Fast-track ASEAN membership by meeting regulatory benchmarks and modernizing trade infrastructure. While the prospects of Timor-Leste joining ASEAN this year are bright, work needs to be done to align all its national laws, particularly on imports and exports, to help boost the economy.
Enhancing remittance mobilization through better financial inclusion, diaspora engagement, and incentives for productive investment is necessary.
The government needs to expand logistics and trade capacity, primarily via Tibar Port and border improvements, to lower transaction costs and improve export flows. Although Tibar Port has been open for a few years, activities remain relatively low.
The country needs to develop light manufacturing hubs that absorb labor, generate foreign exchange, and reduce reliance on imports. The experiences of some small economies in the early years of their nationhood should serve as a model for Timor-Leste.
Timorese must also scale up renewable energy investments to reduce fuel imports and position the country in emerging green markets.
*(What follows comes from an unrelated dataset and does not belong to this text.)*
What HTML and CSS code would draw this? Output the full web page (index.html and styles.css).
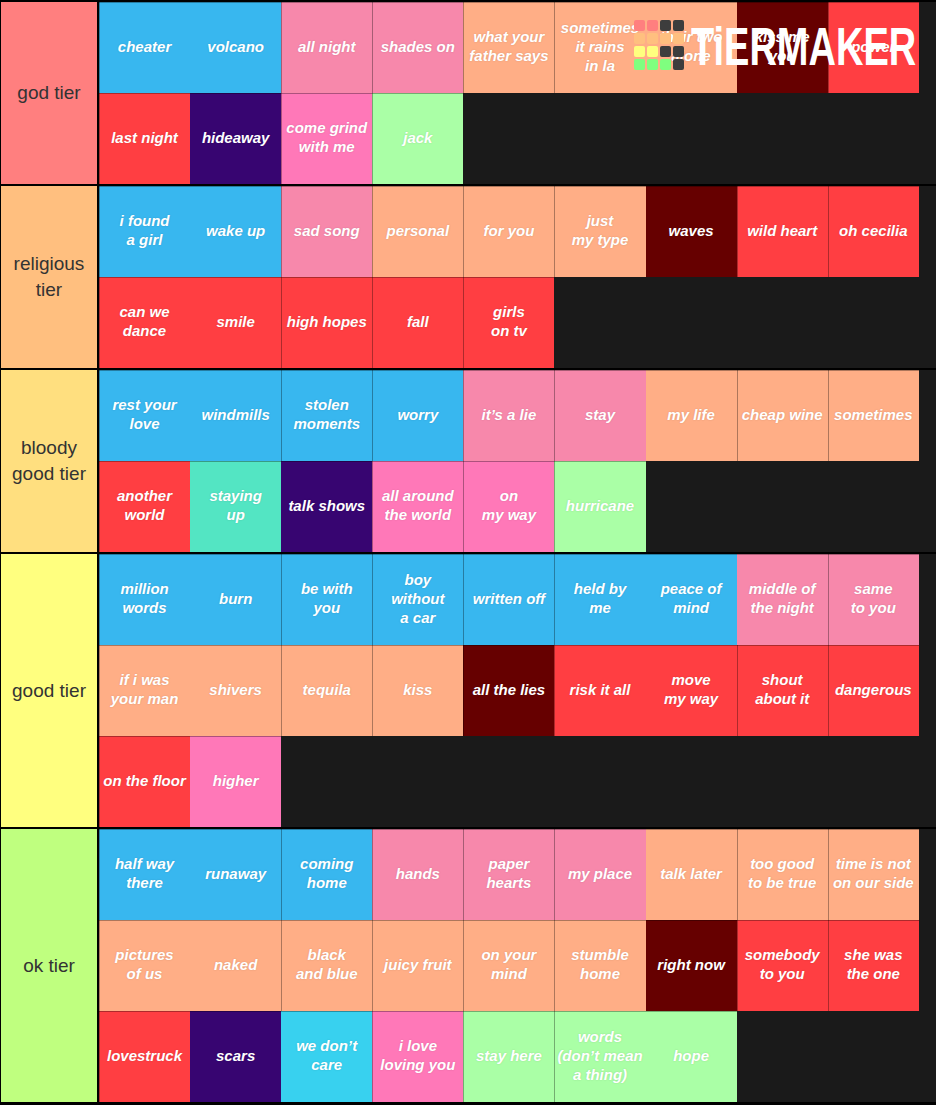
FILE: index.html
```html
<!DOCTYPE html>
<html>
<head>
<meta charset="utf-8">
<link rel="stylesheet" href="styles.css">
</head>
<body>
<div class="list">
  <div class="tier">
    <div class="label c1">god tier</div>
    <div class="items">
      <div class="tile bl">cheater</div>
      <div class="tile bl n">volcano</div>
      <div class="tile pk">all night</div>
      <div class="tile pk">shades on</div>
      <div class="tile pe">what your<br>father says</div>
      <div class="tile pe">sometimes<br>it rains<br>in la</div>
      <div class="tile pe n">their two<br>alone</div>
      <div class="tile dr n">kiss me<br>you</div>
      <div class="tile rd">power</div>
      <div class="tile rd">last night</div>
      <div class="tile pu n">hideaway</div>
      <div class="tile hp">come grind<br>with me</div>
      <div class="tile gr">jack</div>
    </div>
  </div>
  <div class="tier">
    <div class="label c2">religious tier</div>
    <div class="items">
      <div class="tile bl">i found<br>a girl</div>
      <div class="tile bl n">wake up</div>
      <div class="tile pk">sad song</div>
      <div class="tile pe">personal</div>
      <div class="tile pe">for you</div>
      <div class="tile pe">just<br>my type</div>
      <div class="tile dr n">waves</div>
      <div class="tile rd">wild heart</div>
      <div class="tile rd">oh cecilia</div>
      <div class="tile rd">can we<br>dance</div>
      <div class="tile rd n">smile</div>
      <div class="tile rd">high hopes</div>
      <div class="tile rd">fall</div>
      <div class="tile rd">girls<br>on tv</div>
    </div>
  </div>
  <div class="tier">
    <div class="label c3">bloody good tier</div>
    <div class="items">
      <div class="tile bl">rest your<br>love</div>
      <div class="tile bl n">windmills</div>
      <div class="tile bl">stolen<br>moments</div>
      <div class="tile bl">worry</div>
      <div class="tile pk">it’s a lie</div>
      <div class="tile pk">stay</div>
      <div class="tile pe n">my life</div>
      <div class="tile pe">cheap wine</div>
      <div class="tile pe">sometimes</div>
      <div class="tile rd">another<br>world</div>
      <div class="tile te n">staying<br>up</div>
      <div class="tile pu n">talk shows</div>
      <div class="tile hp">all around<br>the world</div>
      <div class="tile hp">on<br>my way</div>
      <div class="tile gr">hurricane</div>
    </div>
  </div>
  <div class="tier">
    <div class="label c4">good tier</div>
    <div class="items">
      <div class="tile bl">million<br>words</div>
      <div class="tile bl n">burn</div>
      <div class="tile bl">be with<br>you</div>
      <div class="tile bl">boy<br>without<br>a car</div>
      <div class="tile bl">written off</div>
      <div class="tile bl">held by<br>me</div>
      <div class="tile bl n">peace of<br>mind</div>
      <div class="tile pk n">middle of<br>the night</div>
      <div class="tile pk">same<br>to you</div>
      <div class="tile pe">if i was<br>your man</div>
      <div class="tile pe n">shivers</div>
      <div class="tile pe">tequila</div>
      <div class="tile pe">kiss</div>
      <div class="tile dr">all the lies</div>
      <div class="tile rd">risk it all</div>
      <div class="tile rd n">move<br>my way</div>
      <div class="tile rd">shout<br>about it</div>
      <div class="tile rd">dangerous</div>
      <div class="tile rd">on the floor</div>
      <div class="tile hp n">higher</div>
    </div>
  </div>
  <div class="tier">
    <div class="label c5">ok tier</div>
    <div class="items">
      <div class="tile bl">half way<br>there</div>
      <div class="tile bl n">runaway</div>
      <div class="tile bl">coming<br>home</div>
      <div class="tile pk">hands</div>
      <div class="tile pk">paper<br>hearts</div>
      <div class="tile pk">my place</div>
      <div class="tile pe n">talk later</div>
      <div class="tile pe">too good<br>to be true</div>
      <div class="tile pe">time is not<br>on our side</div>
      <div class="tile pe">pictures<br>of us</div>
      <div class="tile pe n">naked</div>
      <div class="tile pe">black<br>and blue</div>
      <div class="tile pe">juicy fruit</div>
      <div class="tile pe">on your<br>mind</div>
      <div class="tile pe">stumble<br>home</div>
      <div class="tile dr n">right now</div>
      <div class="tile rd">somebody<br>to you</div>
      <div class="tile rd">she was<br>the one</div>
      <div class="tile rd">lovestruck</div>
      <div class="tile pu n">scars</div>
      <div class="tile cy n">we don’t<br>care</div>
      <div class="tile hp">i love<br>loving you</div>
      <div class="tile gr">stay here</div>
      <div class="tile gr">words<br>(don’t mean<br>a thing)</div>
      <div class="tile gr n">hope</div>
    </div>
  </div>

  <div class="logo">
    <div class="squares">
      <span class="sq s1"></span><span class="sq s1"></span><span class="sq sx"></span><span class="sq sx"></span>
      <span class="sq s2"></span><span class="sq s2"></span><span class="sq s2"></span><span class="sq s2"></span>
      <span class="sq s3"></span><span class="sq s3"></span><span class="sq sx"></span><span class="sq sx"></span>
      <span class="sq s4"></span><span class="sq s4"></span><span class="sq s4"></span><span class="sq sx"></span>
    </div>
    <div class="logo-text">TiERMAKER</div>
  </div>
</div>
</body>
</html>
```

FILE: styles.css
```css
html, body {
  margin: 0;
  padding: 0;
  background: #000;
}

.list {
  position: relative;
  width: 936px;
  padding: 2px 0 2px 1px;
  box-sizing: border-box;
  background: #000;
  display: flex;
  flex-direction: column;
  gap: 2px;
  overflow: hidden;
}

.tier {
  display: flex;
  gap: 2px;
}

.label {
  width: 96px;
  flex: 0 0 96px;
  display: flex;
  align-items: center;
  justify-content: center;
  text-align: center;
  font-family: "Liberation Sans", Arial, sans-serif;
  font-size: 19px;
  line-height: 26px;
  color: #333;
  padding: 0 4px;
  box-sizing: border-box;
}

.c1 { background: #ff7f7f; }
.c2 { background: #ffbf7f; }
.c3 { background: #ffdf7f; }
.c4 { background: #ffff7f; }
.c5 { background: #bfff7f; }

.items {
  flex: 1;
  background: #1a1a1a;
  display: grid;
  grid-template-columns: repeat(9, 91.1px);
  grid-auto-rows: 91px;
  align-content: start;
}

.tile {
  display: flex;
  align-items: center;
  justify-content: center;
  text-align: center;
  font-family: "Liberation Sans", Arial, sans-serif;
  font-weight: bold;
  font-style: italic;
  font-size: 15px;
  line-height: 19px;
  color: #fff;
  text-shadow: 0 0 2px rgba(0, 0, 0, 0.15);
  box-shadow: inset 1px 0 0 rgba(0, 0, 0, 0.32), inset 0 1px 0 rgba(0, 0, 0, 0.32);
  overflow: hidden;
  white-space: nowrap;
  padding-bottom: 3px;
  box-sizing: border-box;
}

.tile.n {
  box-shadow: inset 0 1px 0 rgba(0, 0, 0, 0.32);
}

.bl { background: #38b7ef; }
.pk { background: #f788ab; }
.pe { background: #ffae86; }
.rd { background: #ff3e42; }
.dr { background: #660000; }
.pu { background: #370571; }
.hp { background: #ff78b8; }
.gr { background: #aaffa6; }
.te { background: #53e5c3; }
.cy { background: #38d1ef; }

.logo {
  position: absolute;
  top: 20px;
  left: 634px;
  display: flex;
  align-items: flex-start;
  gap: 7px;
}

.squares {
  display: grid;
  grid-template-columns: repeat(4, 11px);
  grid-auto-rows: 11px;
  gap: 2px;
}

.sq {
  border-radius: 2px;
}

.s1 { background: #ff7f7f; }
.s2 { background: #ffbf7f; }
.s3 { background: #ffff7f; }
.s4 { background: #7fff7f; }
.sx { background: #3d3d3d; }

.logo-text {
  font-family: "Liberation Sans", Arial, sans-serif;
  font-weight: bold;
  font-size: 38px;
  line-height: 38px;
  color: #fff;
  transform: scaleY(1.4);
  transform-origin: left top;
  white-space: nowrap;
}
```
The central bank of Timor-Leste needs to review a long-term currency strategy and explore hybrid or dual-currency frameworks to balance stability and flexibility.
While U.S. tariffs have had a muted immediate impact, they expose a larger truth: Timor-Leste’s economy remains dangerously fragile, heavily reliant on oil and imports, with limited buffers for external shocks. The country stands at a critical juncture. As oil revenues decline and global competition intensifies, the need to diversify, modernize, and regionalize has never been more urgent.
Foreign remittances provide a vital lifeline—but cannot replace comprehensive economic reform. Timor-Leste must act now to develop new sectors, strengthen institutions, and integrate into regional markets. If successful, the nation can transition from vulnerability to resilience, securing prosperity for its people long after the oil runs out.
The opinion is personal and does not bind the institutions the author represents.